The `data-lake-profiling` dependencies (included in standard `s3` by default):

- `pyspark~=3.5.6`
- `pydeequ>=1.1.0`
- Profiling dependencies (cachetools)

> **Note:** In a future major release (e.g., DataHub 2.0), the `s3-slim` variant may become the default, and PySpark will be truly optional.

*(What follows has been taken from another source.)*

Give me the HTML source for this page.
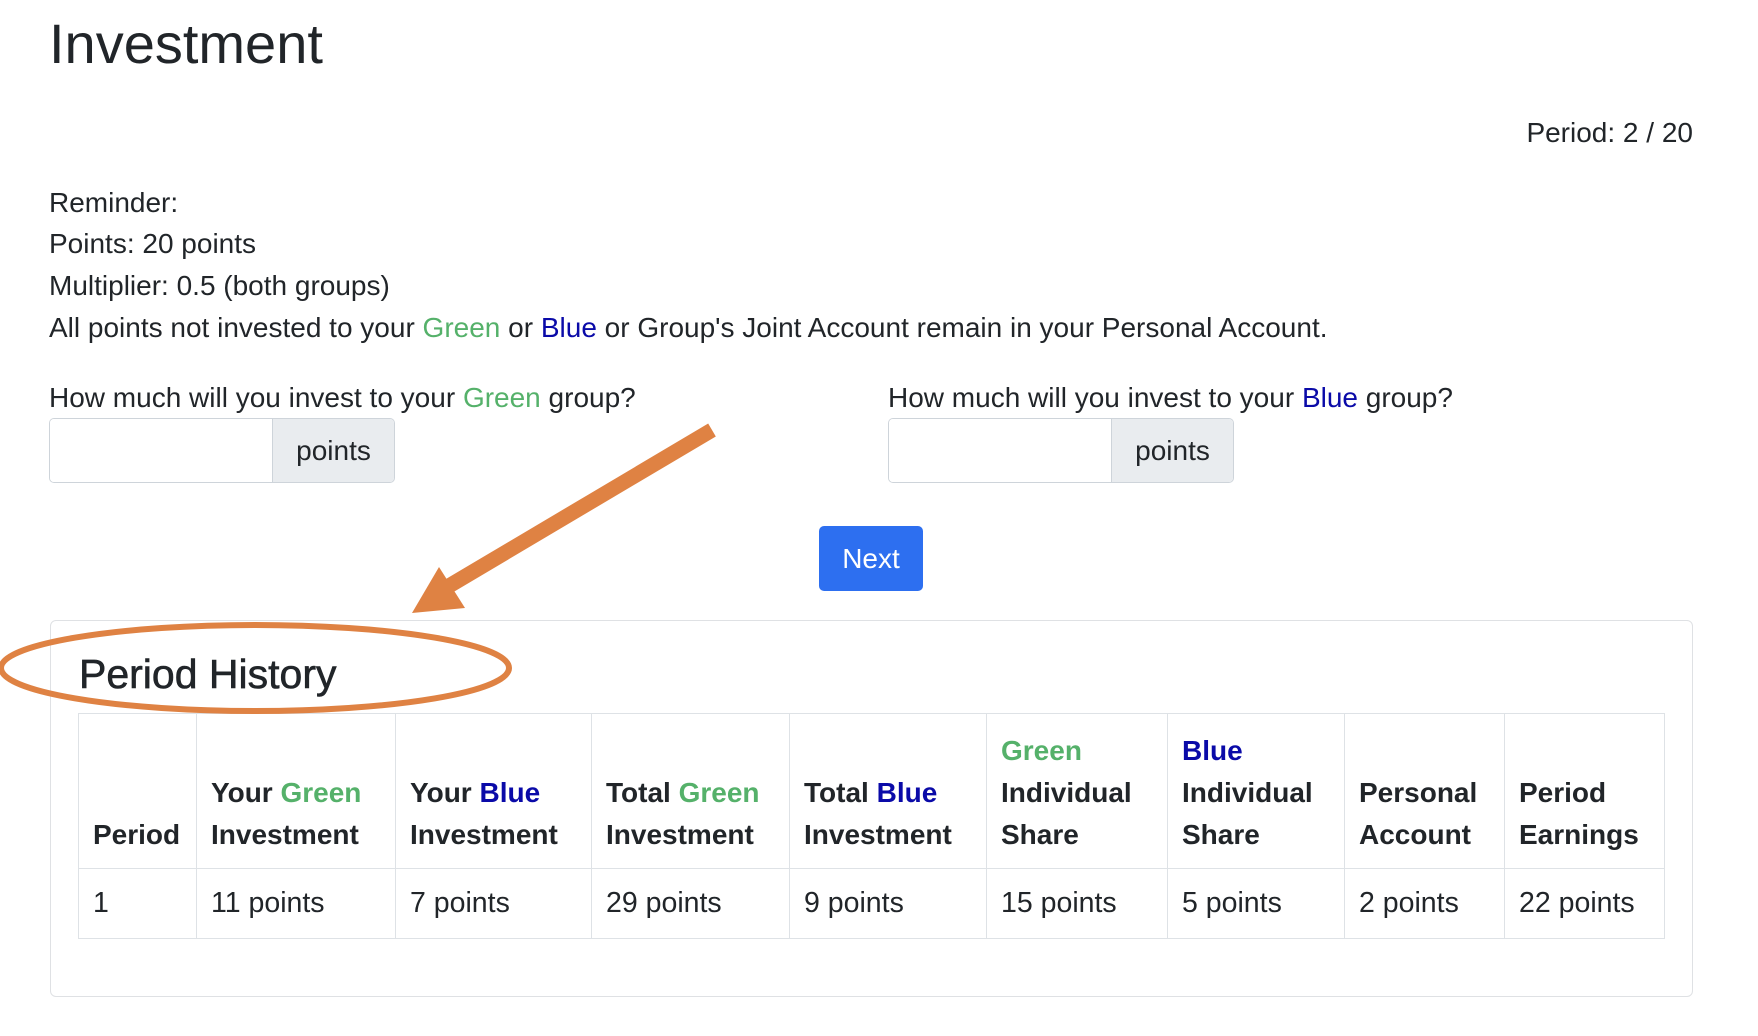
<!DOCTYPE html>
<html><head><meta charset="utf-8">
<style>
*{box-sizing:border-box;margin:0;padding:0}
body{width:1758px;height:1036px;overflow:hidden;background:#fff;font-family:"Liberation Sans",Arial,sans-serif;color:#212529;position:relative}
.abs{position:absolute;white-space:nowrap}
.g{color:#55b16a}.b{color:#0a0aa8}
h1{position:absolute;left:49px;top:13px;font-size:56px;font-weight:500;line-height:62px}
.t{font-size:28px;line-height:30px}
.ig{position:absolute;height:65px;border:1px solid #ced4da;border-radius:5px;display:flex;overflow:hidden}
.ig .in{flex:1;background:#fff;border-right:1px solid #ced4da}
.ig .ad{width:121px;background:#e9ecef;font-size:28px;display:flex;align-items:center;justify-content:center}
.btn{position:absolute;left:819px;top:526px;width:104px;height:65px;background:#2d6ff0;border-radius:5px;color:#fff;font-size:28px;display:flex;align-items:center;justify-content:center}
.card{position:absolute;left:50px;top:620px;width:1643px;height:377px;border:1px solid #dfe1e4;border-radius:6px}
table{position:absolute;left:78px;top:713px;border-collapse:collapse;font-size:28.5px;table-layout:fixed}
td,th{border:1px solid #dee2e6;padding:0 14px;text-align:left;vertical-align:bottom;white-space:nowrap}
th{height:155px;font-weight:bold;line-height:42px;padding-bottom:12px;font-size:28px}
td{height:70px;vertical-align:middle}
</style></head><body>
<h1>Investment</h1>
<div class="abs t" style="right:65px;top:118px">Period: 2 / 20</div>
<div class="abs t" style="left:49px;top:188px">Reminder:</div>
<div class="abs t" style="left:49px;top:229px">Points: 20 points</div>
<div class="abs t" style="left:49px;top:271px">Multiplier: 0.5 (both groups)</div>
<div class="abs t" style="left:49px;top:313px">All points not invested to your <span class="g">Green</span> or <span class="b">Blue</span> or Group's Joint Account remain in your Personal Account.</div>
<div class="abs t" style="left:49px;top:383px">How much will you invest to your <span class="g">Green</span> group?</div>
<div class="abs t" style="left:888px;top:383px">How much will you invest to your <span class="b">Blue</span> group?</div>
<div class="ig" style="left:49px;top:418px;width:346px"><div class="in"></div><div class="ad">points</div></div>
<div class="ig" style="left:888px;top:418px;width:346px"><div class="in"></div><div class="ad">points</div></div>
<div class="btn">Next</div>
<div class="card"></div>
<div class="abs" style="left:79px;top:651px;font-size:41px;font-weight:500;-webkit-text-stroke:0.6px #212529">Period History</div>
<table>
<colgroup><col style="width:118px"><col style="width:199px"><col style="width:196px"><col style="width:198px"><col style="width:197px"><col style="width:181px"><col style="width:177px"><col style="width:160px"><col style="width:160px"></colgroup>
<tr><th>Period</th><th>Your <span class="g">Green</span><br>Investment</th><th>Your <span class="b">Blue</span><br>Investment</th><th>Total <span class="g">Green</span><br>Investment</th><th>Total <span class="b">Blue</span><br>Investment</th><th><span class="g">Green</span><br>Individual<br>Share</th><th><span class="b">Blue</span><br>Individual<br>Share</th><th>Personal<br>Account</th><th>Period<br>Earnings</th></tr>
<tr><td>1</td><td>11 points</td><td>7 points</td><td>29 points</td><td>9 points</td><td>15 points</td><td>5 points</td><td>2 points</td><td>22 points</td></tr>
</table>
<svg class="abs" style="left:0;top:0" width="1758" height="1036">
<ellipse cx="255" cy="668" rx="254" ry="43" fill="none" stroke="#df8243" stroke-width="6"/>
<line x1="712" y1="430" x2="432" y2="596" stroke="#df8243" stroke-width="15"/>
<polygon points="412,613 439,567 465,608" fill="#df8243"/>
</svg>
</body></html>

This current approach provides backward compatibility while giving users time to adapt.

### What's Included

**S3 source:**

Standard `s3` extra:

- ✅ Metadata extraction (schemas, tables, file listing)
- ✅ Data format detection (Parquet, Avro, CSV, JSON, etc.)
- ✅ Schema inference from files
- ✅ Table and column-level metadata
- ✅ Tags and properties extraction
- ✅ Data profiling (min/max, nulls, distinct counts)
- ✅ Data quality checks (PyDeequ-based)
- Includes: PySpark 3.5.6 + PyDeequ

`s3-slim` variant:

- ✅ All metadata features (same as above)
- ❌ Data profiling disabled
- No PySpark dependencies (~500MB smaller)

## Feature Comparison

| Feature                  | `s3-slim`        | Standard `s3`              |
| ------------------------ | ---------------- | -------------------------- |
| **Metadata extraction**  | ✅ Full support  | ✅ Full support            |
| **Schema inference**     | ✅ Full support  | ✅ Full support            |
| **Tags & properties**    | ✅ Full support  | ✅ Full support            |
| **Data profiling**       | ❌ Not available | ✅ Full profiling          |
| **Installation size**    | ~200MB           | ~700MB                     |
| **Install time**         | Fast             | Slower (PySpark build)     |
| **PySpark dependencies** | ❌ None          | ✅ PySpark 3.5.6 + PyDeequ |

## Configuration

### With Standard Installation (PySpark included)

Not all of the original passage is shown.